AMBICIÓN


Rafa Nadal acaba de ganar su undécimo Roland Garros. Otro hito del deporte que de tanto verlo año tras año nos llega a parecer fácil. No podemos negar que este tenista es especial. Más allá de lo técnico, destaca su humildad y sencillez, su capacidad de sacrificio y sus pocos enemigos –que no es lo mismo que rivales–. Pero quizás el rasgo que le ha llevado hasta aquí es su ambición. Un deseo de ganar que no le ha ahorrado sufrimiento y que le ha hecho conseguir no solo trofeos sino la admiración de todos.
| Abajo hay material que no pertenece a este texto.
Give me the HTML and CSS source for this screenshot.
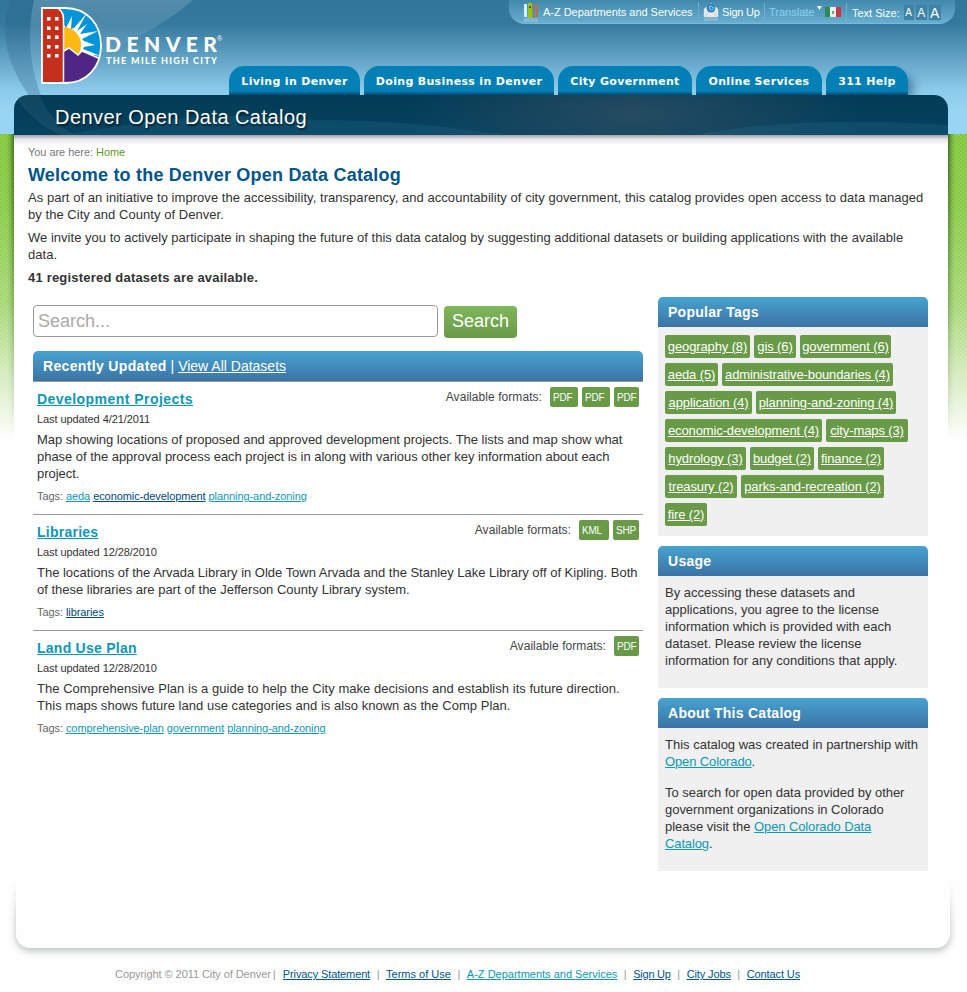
FILE: index.html
```html
<!DOCTYPE html>
<html lang="en">
<head>
<meta charset="utf-8">
<title>Denver Open Data Catalog</title>
<link rel="stylesheet" href="styles.css">
</head>
<body>
<svg class="backdrop" width="967" height="134" viewBox="0 0 967 134" aria-hidden="true">
  <defs>
    <linearGradient id="sweep" x1="0" y1="0" x2="0" y2="1"><stop offset="0" stop-color="#fff" stop-opacity=".16"/><stop offset="1" stop-color="#fff" stop-opacity="0"/></linearGradient>
    <linearGradient id="ring" x1="0" y1="0" x2="0" y2="1"><stop offset="0" stop-color="#0d3e63" stop-opacity=".1"/><stop offset="1" stop-color="#0d3e63" stop-opacity=".28"/></linearGradient>
  </defs>
  <path d="M34 0H193C165 24 128 48 34 75C28 42 30 20 34 0Z" fill="url(#sweep)"/>
  <path d="M10 0H34C25 38 30 78 52 120C25 98-8 48 10 0Z" fill="url(#ring)"/>
</svg>
<div class="page">
  <header class="masthead">
    <svg class="logo" width="184" height="80" viewBox="0 0 184 80" role="img" aria-label="Denver, The Mile High City">
      <defs><clipPath id="dee"><path d="M1 1H24C46 1 60 17 60 38.500S46 76 24 76H1Z"/></clipPath></defs>
      <g clip-path="url(#dee)">
        <path fill="#0095da" d="M20 0h42v54H20z"/>
        <path fill="#fff" d="M22 16L25 21L31 9L30 22L33 21L46 6L36 24L46 17L39 27L57 24L41 32L43 34L54 38L43 40L42 42L60 49L40 46L22 44Z"/>
        <circle cx="22" cy="38" r="18" fill="#fdb913"/>
        <path fill="#4f2683" stroke="#fff" stroke-width="1.500" d="M21 45L28 41L37 48L41 44L62 53V80H21Z"/>
        <path fill="#c4301c" stroke="#fff" stroke-width="1.500" d="M0 0H14Q22.500 3 22.500 12V80H0Z"/>
        <path fill="#fff" d="M6 10h3.500v3.500H6zM14 10h3.500v3.500H14zM6 19.500h3.500V23H6zM14 19.500h3.500V23H14zM6 28.500h3.500V32H6zM14 28.500h3.500V32H14zM6 38h3.500v3.500H6zM14 38h3.500v3.500H14zM6 47h3.500v3.500H6zM14 47h3.500v3.500H14z"/>
      </g>
      <path fill="none" stroke="#fff" stroke-width="1.800" d="M1 1H24C46 1 60 17 60 38.500S46 76 24 76H1Z"/>
      <text class="logo-name" x="64" y="45" textLength="112" lengthAdjust="spacing">DENVER</text>
      <text class="logo-reg" x="176" y="34">®</text>
      <text class="logo-sub" x="65" y="57" textLength="111" lengthAdjust="spacing">THE MILE HIGH CITY</text>
    </svg>
    <div class="topright">
      <div class="utility">
        <svg class="ico-books" width="17" height="20" viewBox="0 0 17 20"><path fill="#d7f0f8" d="M1 2h3v13H1z"/><path fill="#9cc20a" d="M5 1h4v15H5z"/><path fill="#a9744f" d="M10 2h2v14h-2zM13 2h2v13h-2z"/><path fill="#4b5b32" d="M6 4h2v2H6z"/><path fill="#fff" opacity=".2" d="M1 16h14v4H1z"/></svg>
        <a class="u-az">A-Z Departments and Services</a>
        <i class="bar"></i>
        <svg class="ico-mail" width="16" height="20" viewBox="0 0 16 20"><path fill="#e9edf0" stroke="#c2c8ce" stroke-width=".6" d="M1 7L8 1L15 7V15H1Z"/><circle cx="8" cy="6" r="4.500" fill="#2d83bd"/><path fill="none" stroke="#9bd3f0" d="M10 7.500Q7 9 6.500 6T9 4.500Q10 7 11.500 6"/><path fill="#e4e6e8" d="M1 7L8 12L15 7V15H1Z"/><path fill="none" stroke="#c2c8ce" stroke-width=".6" d="M1 15L6 10.500M15 15L10 10.500"/><path fill="#fff" opacity=".2" d="M1 16h14v3H1z"/></svg>
        <a class="u-sign">Sign Up</a>
        <i class="bar"></i>
        <a class="u-trans">Translate</a>
        <svg class="ico-flag" width="25" height="14" viewBox="0 0 25 14"><path fill="#fff" d="M0 1h5L2.500 5z"/><path fill="#2b8b56" d="M8 2h5v10H8z"/><path fill="#eee" d="M13 2h6v10h-6z"/><path fill="#c73844" d="M19 2h5v10h-5z"/><path fill="#8b9a77" d="M15 6h2v3h-2z"/></svg>
        <i class="bar"></i>
        <span class="u-size">Text Size:</span>
        <span class="sz s1">A</span><span class="sz s2">A</span><span class="sz s3">A</span>
      </div>
    </div>
    <nav class="tabs">
      <a class="t1">Living in Denver</a><a class="t2">Doing Business in Denver</a><a class="t3">City Government</a><a class="t4">Online Services</a><a class="t5">311 Help</a>
    </nav>
  </header>
  <div class="sheet">
    <div class="titlebar">
      <svg class="waves" width="934" height="40" viewBox="0 0 934 40" aria-hidden="true"><path fill="#fff" opacity=".06" d="M0 0H26Q34 24 60 40H45Q15 24 0 0Z"/><path fill="#3a87ad" opacity=".17" d="M50 40Q200 12 300 25Q400 25 490 40ZM680 40Q790 20 934 30V40Z"/></svg>
      <span>Denver Open Data Catalog</span>
    </div>
    <div class="content">
      <div class="crumbs">You are here: <a>Home</a></div>
      <h1>Welcome to the Denver Open Data Catalog</h1>
      <p class="intro i1">As part of an initiative to improve the accessibility, transparency, and accountability of city government, this catalog provides open access to data managed<br>by the City and County of Denver.</p>
      <p class="intro i2">We invite you to actively participate in shaping the future of this data catalog by suggesting additional datasets or building applications with the available<br>data.</p>
      <p class="intro count">41 registered datasets are available.</p>
      <div class="columns">
        <main>
          <div class="search"><div class="field">Search...</div><div class="go">Search</div></div>
          <div class="panel-head wide"><b>Recently Updated</b>&nbsp;|&nbsp;<a>View All Datasets</a></div>
          <article>
            <div class="top"><h2 class="h-dev">Development Projects</h2><div class="formats"><span>Available formats:</span><b class="pad">PDF</b><b class="pad">PDF</b><b>PDF</b></div></div>
            <div class="updated">Last updated 4/21/2011</div>
            <p class="d1">Map showing locations of proposed and approved development projects. The lists and map show what<br>phase of the approval process each project is in along with various other key information about each<br>project.</p>
            <div class="tagline">Tags: <a>aeda</a> <a class="seen">economic-development</a> <a>planning-and-zoning</a></div>
          </article>
          <article>
            <div class="top"><h2>Libraries</h2><div class="formats"><span>Available formats:</span><b class="kml">KML</b><b class="shp">SHP</b></div></div>
            <div class="updated">Last updated 12/28/2010</div>
            <p class="d2">The locations of the Arvada Library in Olde Town Arvada and the Stanley Lake Library off of Kipling. Both<br>of these libraries are part of the Jefferson County Library system.</p>
            <div class="tagline">Tags: <a class="seen">libraries</a></div>
          </article>
          <article>
            <div class="top"><h2>Land Use Plan</h2><div class="formats"><span>Available formats:</span><b>PDF</b></div></div>
            <div class="updated">Last updated 12/28/2010</div>
            <p class="d3">The Comprehensive Plan is a guide to help the City make decisions and establish its future direction.<br>This maps shows future land use categories and is also known as the Comp Plan.</p>
            <div class="tagline">Tags: <a>comprehensive-plan</a> <a>government</a> <a>planning-and-zoning</a></div>
          </article>
        </main>
        <aside>
          <section>
            <div class="panel-head"><b>Popular Tags</b></div>
            <div class="cloud">
              <div><a class="geo">geography (8)</a><a class="gis">gis (6)</a><a class="gov">government (6)</a></div>
              <div><a class="aeda">aeda (5)</a><a class="adm">administrative-boundaries (4)</a></div>
              <div><a class="app">application (4)</a><a class="zon">planning-and-zoning (4)</a></div>
              <div><a class="eco">economic-development (4)</a><a class="map">city-maps (3)</a></div>
              <div><a class="hyd">hydrology (3)</a><a class="bud">budget (2)</a><a class="fin">finance (2)</a></div>
              <div><a class="tre">treasury (2)</a><a class="rec">parks-and-recreation (2)</a></div>
              <div><a class="fire">fire (2)</a></div>
            </div>
          </section>
          <section>
            <div class="panel-head"><b>Usage</b></div>
            <div class="body"><p>By accessing these datasets and<br>applications, you agree to the license<br>information which is provided with each<br>dataset. Please review the license<br>information for any conditions that apply.</p></div>
          </section>
          <section>
            <div class="panel-head"><b>About This Catalog</b></div>
            <div class="body"><p>This catalog was created in partnership with<br><a>Open Colorado</a>.</p><p class="more">To search for open data provided by other<br>government organizations in Colorado<br>please visit the <a>Open Colorado Data<br>Catalog</a>.</p></div>
          </section>
        </aside>
      </div>
    </div>
  </div>
  <div class="base"></div>
  <footer><span class="copy">Copyright © 2011 City of Denver</span><i class="first">|</i><a>Privacy Statement</a><i>|</i><a class="even">Terms of Use</a><i>|</i><a class="even new">A-Z Departments and Services</a><i>|</i><a class="tight">Sign Up</a><i>|</i><a>City Jobs</a><i>|</i><a>Contact Us</a></footer>
</div>
</body>
</html>
```
FILE: styles.css
```css
* { box-sizing: border-box; }
body {
  margin: 0;
  height: 992px;
  overflow: hidden;
  font: 13px/17px "Liberation Sans", Arial, sans-serif;
  color: #333;
  white-space: nowrap;
  background:
    linear-gradient(#33769b 0, #35799e 24px, #8bcaea 90px, #98d5f5 112px, #98d5f5 134px) 0 0 / 100% 134px no-repeat,
    linear-gradient(rgba(255,255,255,0) 0, rgba(255,255,255,.06) 70px, rgba(255,255,255,.3) 170px, #fefefe 305px) 0 134px / 100% 306px no-repeat,
    conic-gradient(#8ecf4d 25%, #82c63e 0 50%, #8ecf4d 0 75%, #82c63e 0) 0 134px / 4px 4px;
}
.backdrop { position: absolute; left: 0; top: 0; }
.page { position: relative; height: 992px; background: linear-gradient(#fefefe, #fefefe) 0 440px / 100% 552px no-repeat; }
h1, h2, p { margin: 0; }

.masthead { height: 95px; position: relative; display: flex; flex-direction: column; justify-content: space-between; }
.logo { position: absolute; left: 41px; top: 7px; }
.logo-name { font: 900 21px Lato, sans-serif; fill: #fff; }
.logo-reg { font: 7px "Liberation Sans", sans-serif; fill: #fff; }
.logo-sub { font: 900 9px Lato, sans-serif; fill: #fff; }
.topright { display: flex; justify-content: flex-end; padding-right: 12px; }
.utility {
  width: 446px; height: 24px; padding-left: 14px;
  display: flex; align-items: center;
  font-size: 11px; color: #fff;
  background: linear-gradient(#4088ac, #68aed0);
  border-bottom: 1px solid #79bad8;
  border-radius: 0 0 16px 16px;
}
.utility svg { flex: none; }
.u-az { width: 151px; margin-left: 3px; letter-spacing: -.03px; padding-top: 1px; }
.bar { width: 1px; height: 18px; background: #6fb0cf; margin: 0 4px; }
.u-sign { margin-left: 3px; width: 38px; letter-spacing: -.2px; padding-top: 1px; }
.u-trans { color: #8fd0ee; width: 45px; padding-top: 1px; }
.ico-flag { margin-left: 3px; }
.u-size { padding-top: 3px; margin: 0 4px 0 1px; }
.sz { background: #3e83a6; height: 15px; line-height: 16px; width: 10px; margin: 2px 2px 0 0; text-align: center; }
.s1 { font-size: 10px; }
.s2 { font-size: 12px; width: 11px; }
.s3 { font-size: 14px; width: 12px; }

.tabs { display: flex; gap: 4px; padding-left: 229px; }
.tabs a {
  height: 29px; line-height: 31px; text-align: center; letter-spacing: .32px;
  font-family: "DejaVu Sans", Verdana, sans-serif; font-weight: bold; font-size: 11px; color: #fff;
  border-radius: 15px 15px 0 0;
  background: linear-gradient(#0480b6 0, #0480b6 25px, #044a6b 29px);
}
.t1 { width: 131px; } .t2 { width: 190px; } .t3 { width: 134px; } .t4 { width: 126px; }
.tabs .t5 { width: 82px; box-shadow: 8px 6px 10px -3px rgba(0,40,70,.45); }

.sheet { width: 934px; height: 785px; margin-left: 14px; position: relative; }
.sheet::before {
  content: ""; position: absolute; left: -7px; right: -7px; top: 39px; height: 305px;
  background:
    linear-gradient(to left, rgba(10,40,10,.55), rgba(10,40,10,.15) 4px, transparent) 0 0 / 7px 100% no-repeat,
    linear-gradient(to right, rgba(10,40,10,.55), rgba(10,40,10,.15) 4px, transparent) 100% 0 / 7px 100% no-repeat;
  -webkit-mask: linear-gradient(#000, transparent);
  mask: linear-gradient(#000, transparent);
}
.titlebar {
  position: relative; height: 40px; padding-left: 41px;
  font-size: 20px; line-height: 44px; color: #fff;
  text-shadow: 1px 2px 2px rgba(0,0,0,.6);
  border-radius: 14px 14px 0 0;
  background: radial-gradient(ellipse 230px 70px at 620px 20px, #254b61, rgba(37,75,97,0)), linear-gradient(#033b55, #04425f);
  overflow: hidden;
}
.titlebar span { position: relative; letter-spacing: .45px; }
.waves { position: absolute; left: 0; top: 0; }
.content {
  position: relative; height: 745px; padding: 9px 14px 0;
  background: linear-gradient(rgba(70,70,80,.5), rgba(120,120,130,.2) 4px, rgba(255,255,255,0) 10px) no-repeat, #fff;
}
.crumbs { font-size: 11px; line-height: 16px; color: #777; letter-spacing: -.05px; }
.crumbs a { color: #5b9a1f; }
h1 { font-size: 18px; line-height: 22px; margin: 4px 0 3px; color: #00558c; letter-spacing: .21px; }
.intro { margin-bottom: 6px; }
.i1 { letter-spacing: .045px; }
.i2 { letter-spacing: .02px; }
.count { font-weight: bold; letter-spacing: .2px; }
.columns { display: flex; padding: 5px 6px 0 5px; gap: 15px; }
main { width: 610px; }
.search { display: flex; gap: 6px; padding-top: 8px; height: 54px; }
.field { width: 405px; height: 32px; border: 1px solid #999; border-radius: 4px; padding-left: 4px; font-size: 18px; line-height: 30px; color: #a9a9a9; }
.go { width: 73px; height: 32px; margin-top: 1px; border-radius: 4px; background: linear-gradient(#80b65c, #689a47); color: #fff; font-size: 18px; line-height: 30px; text-align: center; }
.panel-head { height: 30px; line-height: 30px; padding-left: 10px; font-size: 14px; color: #fff; background: linear-gradient(#46a3d0, #3c73a5); border-radius: 5px 5px 0 0; }
.panel-head b { letter-spacing: .27px; }
.wide b { letter-spacing: .34px; }
.wide { height: 31px; border-bottom: 1px solid #999; }
.panel-head a, article a, .cloud a, .body a, footer a { text-decoration: underline; }

article { padding: 5px 4px 10px; border-bottom: 1px solid #999; }
article:last-child { border: 0; }
.top { height: 24px; display: flex; justify-content: space-between; }
h2 { font-size: 14px; line-height: 24px; color: #0d97b8; text-decoration: underline; letter-spacing: .25px; }
.h-dev { letter-spacing: .45px; }
.formats { display: flex; gap: 4px; height: 20px; font-size: 12px; line-height: 20px; }
.formats span { margin-right: 4px; color: #444; letter-spacing: .06px; }
.formats b { font-weight: normal; font-size: 10px; color: #fff; background: #689a47; border-radius: 2px; width: 25px; height: 20px; padding-left: 3px; line-height: 21px; letter-spacing: -.2px; }
.formats .pad { width: 28px; }
.formats .kml { width: 30px; }
.formats .shp { width: 26px; }
.updated { font-size: 11px; line-height: 16px; margin-bottom: 4px; letter-spacing: -.08px; }
.d1 { letter-spacing: -.035px; }
.d2 { letter-spacing: -.01px; }
.d3 { letter-spacing: .03px; }
.tagline { font-size: 11px; line-height: 16px; margin-top: 6px; color: #666; letter-spacing: -.07px; }
article a, .body a { color: #0d97b8; }
.body a { letter-spacing: -.12px; }
.more { letter-spacing: -.03px; }
article a.seen { color: #00477f; }

aside { width: 270px; }
aside section { margin-bottom: 10px; }
.cloud { background: #f0f0f0; padding: 8px 7px 10px; display: flex; flex-direction: column; gap: 5px; letter-spacing: -.12px; }
.cloud div { display: flex; gap: 4px; }
.cloud a { height: 23px; line-height: 24px; text-align: center; color: #fff; background: #689a47; border-radius: 2px; }
.geo { width: 85px; } .gis { width: 42px; } .gov { width: 91px; }
.aeda { width: 53px; } .adm { width: 171px; }
.app { width: 87px; } .zon { width: 140px; }
.eco { width: 157px; } .map { width: 82px; }
.hyd { width: 81px; } .bud { width: 64px; } .fin { width: 66px; }
.tre { width: 72px; } .rec { width: 143px; }
.fire { width: 42px; }
.body { background: #f0f0f0; padding: 8px 7px 19px; }
.body p + p { margin-top: 14px; }

.base {
  width: 934px; height: 68px; margin-left: 16px;
  border-radius: 0 0 14px 14px; background: #fefefe;
  box-shadow: 0 3px 7px rgba(60,80,80,.35);
  clip-path: inset(0 -16px -16px -16px);
  -webkit-mask: linear-gradient(transparent, #000 40px) no-clip;
  mask: linear-gradient(transparent, #000 40px) 0 0 / 100% 200% no-clip;
}
footer { display: flex; padding: 18px 0 0 115px; font-size: 11px; line-height: 16px; color: #999; }
.copy { letter-spacing: -.06px; }
footer a { color: #00558c; letter-spacing: -.12px; }
footer a.even { letter-spacing: 0; }
footer a.tight { letter-spacing: -.25px; }
footer a.new { color: #0d97b8; }
footer i { font-style: normal; width: 16px; text-align: center; }
footer .first { width: 12px; text-align: left; padding-left: 2px; }
```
Puede que cuando oímos que alguien es ambicioso, enseguida sentimos que nuestros oídos se cierran en banda. Porque sin quererlo consideramos que la ambición tiene que ver más con Wall Street que con el Reino de Dios. Es verdad que muchas veces esta palabra acaba en perdición, en injusticia y en corrupción de cualquier tipo. Sin embargo, qué sería de san Francisco Javier sj –y con él miles de misioneros– sin sus ansias de bautizar al mayor número de gente o de los cooperantes sin su empeño por dejar el cambiar la realidad. ¿Qué sería una familia sin alguien que tira del resto para que den lo mejor de sí o qué sería de los museos si no hubiese personas capaces de soñar la mejor obra de arte? Y cada uno podría revisar su historia y poner varios ejemplos. La ambición no es algo malo, el problema es el fin que oriente esta pasión.

Ojalá que nunca dejemos de ser ambiciosos. No de los que desean ser más ricos, más guapos, más exitosos o más poderosos. Se trata más bien de la sana ambición que cree que siempre hay más personas que ayudar, más lágrimas que enjugar, más amor que transmitir y en definitiva: mucho bien por hacer. Porque el Evangelio no está hecho para conformistas mediocres, sino para todo el que cree que se puede vivir siempre más plenamente, ya sea en la pista de tenis o en cada momento de la vida, porque solo quien vive con pasión puede cambiar el mundo.